Canes-Wrone said reformers have to consider the tension between the demands that judges be both independent and accountable. “You have to really think about what you’re looking for and you have to be willing to accept the benefits and the costs” of the system you select.
Christian Dippel, an assistant professor at University of California, Los Angeles, revisited previous research that found judges likely to impose harsher sentences when they were close to being up for reelection. The prior research was based on data from three states: Kansas, Pennsylvania and Washington.
Dippel and a colleague collected data from an additional eight states, and concluded that “sentencing cycles,” or sentencing patterns linked to elections are not the norm, except for two of the three previously studied states, as well as North Carolina. Data from some states was not adequate to rule out sentencing cycles. But data from four states – Georgia, Minnesota, Kentucky and Colorado – showed no sentencing cycles.
“It’s definitely not as pervasive as one would have thought,” Dippel said.
Part of the challenge for researchers is that data is not uniformly kept or made available in every state.
Dippel and his fellow researcher plan to examine possible explanations for the lack of sentencing cycle. He said his working hypothesis is that the judicial culture works to govern sentencing behavior in the areas where there are no sentencing cycles. For example, it may be unusual in a particular state to face an opponent in a judicial election.
He said they also plan to investigate the role of campaign contributions in these different scenarios.
Immigrant researcher found U.S. system “puzzling”
Dippel came to the U.S. from Germany and said he initially found the concept of electing judges to be “puzzling.’’ But he talked to a friend in Germany who is a judge and concluded that the legal systems are different enough that judicial elections may make more sense in the U.S., where the law is not as precise and more open to interpretation.
“I can see some upsides to saying a local population wants to elect the judge who at some level represents their view of how the law should be interpreted,” Dippel said. “Because of that, it seems like a very complicated question. … I have decided not to have an opinion on it.”
Dippel said the researchers have talked to judges for insight. And two of the most detailed conversations were with judges in states that are not included in their data.

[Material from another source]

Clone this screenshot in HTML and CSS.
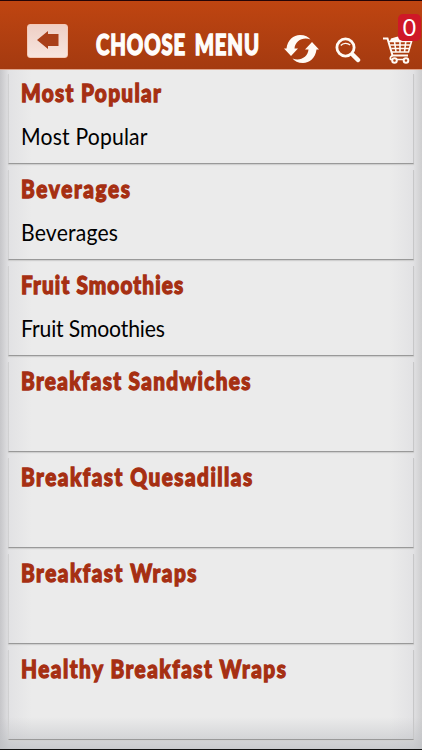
FILE: index.html
```
<!DOCTYPE html>
<html lang="en">
<head>
<meta charset="utf-8">
<title>Choose Menu</title>
<link rel="stylesheet" href="styles.css">
</head>
<body>
<header class="bar">
  <button class="back" aria-label="Back"><svg width="22" height="18" viewBox="0 0 22 18"><path d="M0 9 11 0V3H21.5V15H11V18Z" fill="#a9401a"/></svg></button>
  <h1><span>CHOOSE MENU</span></h1>
  <svg class="refresh" width="36" height="30" viewBox="0 0 36 30" fill="#fffaf5"><path id="arrow" d="M0 14.500H2.500C3.500 6 9.500 1 16 1c5 0 8.500 1.800 10.500 4.500C19 2.500 11 7 10.500 14.500H14L7 22Z"/><use href="#arrow" transform="rotate(180 17.500 15)"/></svg>
  <svg class="search" width="26" height="26" viewBox="0 0 26 26" fill="none" stroke="#fffaf5"><circle cx="10.500" cy="10.500" r="8.600" stroke-width="2.800"/><path d="M5.800 8.500C8 5.800 12.500 5.500 15.200 8" stroke-width="1.300"/><path d="m18 18 5 5" stroke-width="4.500" stroke-linecap="round"/></svg>
  <div class="cart">
    <svg width="30" height="30" viewBox="0 0 30 30" fill="none" stroke="#fffaf5"><path d="M0 3.500H4.500L9.500 20.500H25" stroke-width="2"/><path d="M7 6 8 3.500 13 2l5-1 1 5Z" fill="#fffaf5" stroke="none"/><path d="M6 6.500H28.500L25.500 17H9M7.200 10H27.300M8.300 13.500H26.300M11.500 6.500l1.500 10.500M17 6.500V17M22.800 6.500 21.500 17M9.500 20.500q-3 1.500-2 4h18" stroke-width="1.600"/><circle cx="11.500" cy="25.500" r="2.300" fill="#ae4014" stroke-width="2"/><circle cx="23" cy="25.500" r="2.300" fill="#ae4014" stroke-width="2"/></svg>
    <span class="badge">0</span>
  </div>
</header>
<main>
  <section><h2><span>Most Popular</span></h2><p><span>Most Popular</span></p></section>
  <section class="loose"><h2><span>Beverages</span></h2><p><span>Beverages</span></p></section>
  <section class="tight"><h2><span>Fruit Smoothies</span></h2><p><span>Fruit Smoothies</span></p></section>
  <section><h2><span>Breakfast Sandwiches</span></h2></section>
  <section class="wide"><h2><span>Breakfast Quesadillas</span></h2></section>
  <section class="wide"><h2><span>Breakfast Wraps</span></h2></section>
  <section class="wide"><h2><span>Healthy Breakfast Wraps</span></h2></section>
</main>
</body>
</html>
```
FILE: styles.css
```
* { box-sizing: border-box; }
body {
  margin: 0;
  height: 750px;
  overflow: hidden;
  display: flex;
  flex-direction: column;
  font-family: Lato, sans-serif;
  border-bottom: 1px solid #111;
}
.bar {
  height: 70px;
  flex: none;
  display: flex;
  align-items: flex-start;
  background: linear-gradient(#bf4511, #a43a10);
  border-top: 1px solid #250406;
  border-bottom: 1px solid #dfa58d;
}
.back {
  width: 41px;
  height: 34px;
  margin: 23px 0 0 27px;
  padding: 0 0 2px 1px;
  border: 1px solid #f5c9b6;
  border-radius: 3px;
  background: linear-gradient(#eecfc5, #f7e5df);
  display: flex;
  align-items: center;
  justify-content: center;
}
h1, h2, p { margin: 0; white-space: nowrap; }
h1 span, h2 span, p span { display: inline-block; transform-origin: left; }
h1 {
  width: 188px;
  margin: 25px 0 0 28px;
  font-size: 28px;
  line-height: 36px;
  font-weight: 900;
  color: #fffdfb;
}
h1 span {
  transform: scaleX(.725);
  letter-spacing: 1.200px;
  word-spacing: 4px;
  -webkit-text-stroke: 1.400px;
}
.refresh { margin: 33px 0 0 0; }
.search { margin: 36px 0 0 15px; }
.cart { position: relative; margin: 34px 0 0 22px; }
.cart svg { display: block; }
.badge {
  position: absolute;
  left: 15px;
  top: -21px;
  width: 23px;
  height: 27px;
  border-radius: 5px;
  background: #cf1827;
  color: #fff;
  font-size: 23px;
  line-height: 27px;
  text-align: center;
}
main {
  flex: 1;
  min-height: 0;
  overflow: hidden;
  padding: 4px 8px 0;
  background:
    linear-gradient(to top, rgba(190,192,196,.75), transparent 32px),
    linear-gradient(to right, #c6c6c9, #e2e2e4 9px, #ebebeb 32px, #ebebeb 390px, #e2e2e4 413px, #cececf);
}
section {
  height: 90px;
  margin-bottom: 6px;
  padding: 0 0 0 12px;
  border-bottom: 1px solid #999;
  border-left: 1px solid #d0d0d1;
  border-right: 1px solid #c7c7c8;
  box-shadow: 0 1px 1px #cfcfcf;
}
h2 {
  height: 36px;
  padding-top: 1px;
  font-size: 25px;
  line-height: 34px;
  font-weight: 900;
  color: #a62f12;
}
h2 span {
  transform: scaleX(.83);
  letter-spacing: 1.600px;
  -webkit-text-stroke: 1.300px;
}
.loose h2 span { letter-spacing: 2px; }
.wide h2 span { letter-spacing: 1.800px; }
.tight h2 span { letter-spacing: 1.350px; }
p {
  margin-top: 11px;
  font-size: 23px;
  line-height: 30px;
  color: #000;
}
p span { transform: scaleX(.92); letter-spacing: .2px; }
.tight p span { letter-spacing: -.15px; }
```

A judge in South Florida, he said, described an extremely competitive election environment that included a lot of outside money. “She said it’s really aggressive in South Florida,” Dippel said. “She would have consultants call her and almost sort of threaten her (saying), ‘I love your work as a judge. I would love to work with you on your reelection campaign so I don’t have to work with your challenger.’ “
But a judge in California described a climate in which the culture frowned upon anyone who challenged an incumbent judge.